The shape form comes from something inner.” He doesn’t set it in stone and it’s like a new evolution.
On watchmaking he says, “It’s amazing how these watchmakers have a heart for their work. The number of parts … because I got crazy with five parts and they still are okay with 700 or 800 parts in a watch. I think that was the most impressive thing! How can you get an overview of so many parts?”
He used tubes as they were something very available where he came from. As a young boy, he used to blow paper darts with them. The tubes were on the street, everywhere. It was quite a common material. Then he did the project with the flying saucer or UFO after which he started building quick constructions and writing an article for a newspaper and the combination came just right. “This tube saw so many more things, it turns out it is endless. You could heat it up, bend it … Now, I can think in these kind of tubes, all kinds of methods. Just like a carpenter has his tricks with the joints, I have tricks with my tubes … it’s a special profession, a way to work on the tubes.”
When asked how long the process takes, he shared, “Usually half a year to build a beest, bring it to the beach in summer and run all kinds of experiments … beach, water and sand. In the fall, we’re wiser and then I declare the animal extinct. The cycle is about one year … the modifications, it’s not you who makes an animal. I have a plan and it is changed very early in the process and it becomes a different thing. It is a process of growing. I might wake up with a very good idea in the morning.
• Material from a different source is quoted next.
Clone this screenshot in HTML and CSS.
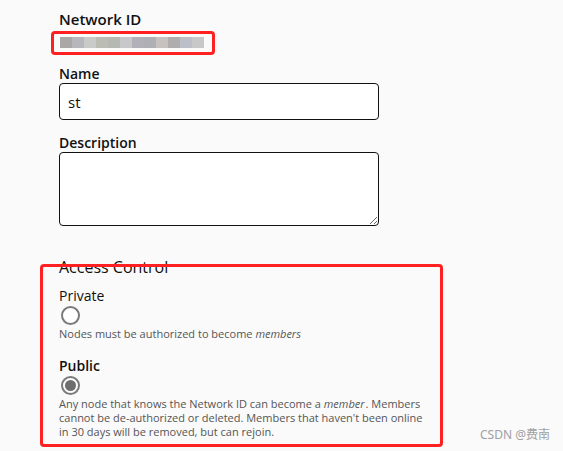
FILE: index.html
```html
<!DOCTYPE html>
<html>
<head>
<meta charset="utf-8">
<link rel="stylesheet" href="styles.css">
</head>
<body>
<main class="form">
  <section class="field field-id">
    <div class="label">Network ID</div>
    <div class="id-value">
      <span class="redact"><i style="background:#aaa8a6"></i><i style="background:#b7b6bd"></i><i style="background:#c9cbc8"></i><i style="background:#bbbdb5"></i><i style="background:#b5b8b3"></i><i style="background:#c8c7c9"></i><i style="background:#b2b0b8"></i><i style="background:#aeb0b5"></i><i style="background:#c7c2bf"></i><i style="background:#b0aeac"></i><i style="background:#bdbfc8"></i><i style="background:#c8c8c8"></i></span>
      <span class="mark mark-id"></span>
    </div>
  </section>

  <section class="field">
    <label class="label" for="name">Name</label>
    <input id="name" class="input" type="text" value="st">
  </section>

  <section class="field">
    <label class="label" for="desc">Description</label>
    <textarea id="desc" class="textarea"></textarea>
  </section>

  <section class="access">
    <span class="mark mark-access"></span>
    <h3 class="access-title">Access Control</h3>
    <div class="option">
      <div class="option-label private">Private</div>
      <span class="radio"></span>
      <p class="help">Nodes must be authorized to become <em>members</em></p>
    </div>
    <div class="option option-public">
      <div class="option-label">Public</div>
      <span class="radio checked"></span>
      <p class="help">Any node that knows the Network ID can become a <em>member</em>. Members cannot be de-authorized or deleted. Members that haven't been online in 30 days will be removed, but can rejoin.</p>
    </div>
  </section>
</main>
<div class="watermark">CSDN @费南</div>
</body>
</html>
```
FILE: styles.css
```css
html, body {
  margin: 0;
  padding: 0;
}
body {
  background: #fafafa;
  font-family: "Open Sans", "Noto Sans", sans-serif;
  color: #111;
  width: 563px;
  height: 451px;
  overflow: hidden;
  position: relative;
}
.form {
  padding: 9px 0 0 59px;
  width: 320px;
}
.field {
  display: flex;
  flex-direction: column;
}
.label {
  font-size: 14px;
  font-weight: 600;
  line-height: 19px;
  color: #111;
}
.field-id .label {
  font-size: 15px;
  line-height: 20px;
}
.id-value {
  position: relative;
  height: 25px;
  margin-bottom: 10px;
}
.redact {
  display: flex;
  margin-top: 8px;
  margin-left: 1px;
  height: 11px;
}
.redact i {
  display: block;
  width: 12px;
  height: 11px;
}
.mark {
  position: absolute;
  border: 3px solid #ff2121;
  border-radius: 4px;
  pointer-events: none;
}
.mark-id {
  left: -8px;
  top: 2px;
  width: 158px;
  height: 18px;
}
.input {
  box-sizing: border-box;
  width: 320px;
  height: 37px;
  margin: 0;
  border: 1px solid #111;
  border-radius: 4px;
  background: #fff;
  padding: 0 8px;
  font: 15px "Open Sans", "Noto Sans", sans-serif;
  color: #111;
  outline: none;
  margin-bottom: 13px;
}
.textarea {
  box-sizing: border-box;
  width: 320px;
  height: 74px;
  margin: 0;
  border: 1px solid #111;
  border-radius: 4px;
  background: #fff;
  resize: vertical;
  outline: none;
}
.access {
  position: relative;
  margin-top: 30px;
  width: 370px;
}
.mark-access {
  left: -19px;
  top: 8px;
  width: 397px;
  height: 177px;
}
.access-title {
  margin: 0;
  font-size: 16px;
  font-weight: 400;
  line-height: 22px;
  color: #111;
}
.option {
  display: flex;
  flex-direction: column;
  align-items: flex-start;
}
.access-title + .option {
  margin-top: 8px;
}
.option-public {
  margin-top: 15px;
}
.option-label {
  font-size: 14px;
  font-weight: 600;
  line-height: 19px;
}
.option-label.private {
  font-weight: 500;
}
.radio {
  box-sizing: border-box;
  width: 19px;
  height: 19px;
  margin: 1px 0 0 2px;
  border: 2px solid #7a7a7a;
  border-radius: 50%;
  background: #fff;
  display: flex;
  align-items: center;
  justify-content: center;
}
.radio.checked::after {
  content: "";
  width: 11px;
  height: 11px;
  border-radius: 50%;
  background: #6e6e6e;
}
.help {
  margin: 2px 0 0;
  font-size: 11px;
  line-height: 14px;
  color: #555;
}
.help em {
  padding-right: 1px;
}
.watermark {
  position: absolute;
  right: 13px;
  bottom: 8px;
  font-family: "Noto Sans", "Noto Sans CJK SC", sans-serif;
  font-size: 12px;
  color: #a0a0a0;
}
```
Then in the afternoon, the tubes, they always protest, never want to do what I want to do. I cannot predict where the beest is going.”
Jansen also created a middle sort of a backbone and leg system in 1991 in a certain combination of length of tubes. Otherwise it won’t walk at all. There are 13 numbers as a DNA code of the leg system. Based on the leg system, there is a middle sort of back movement, and it makes the legs walk.
Obviously evolution in the process! We can’t wait to see what the next Strandbeest will look like and will it one day be a unique kind of life form of its own?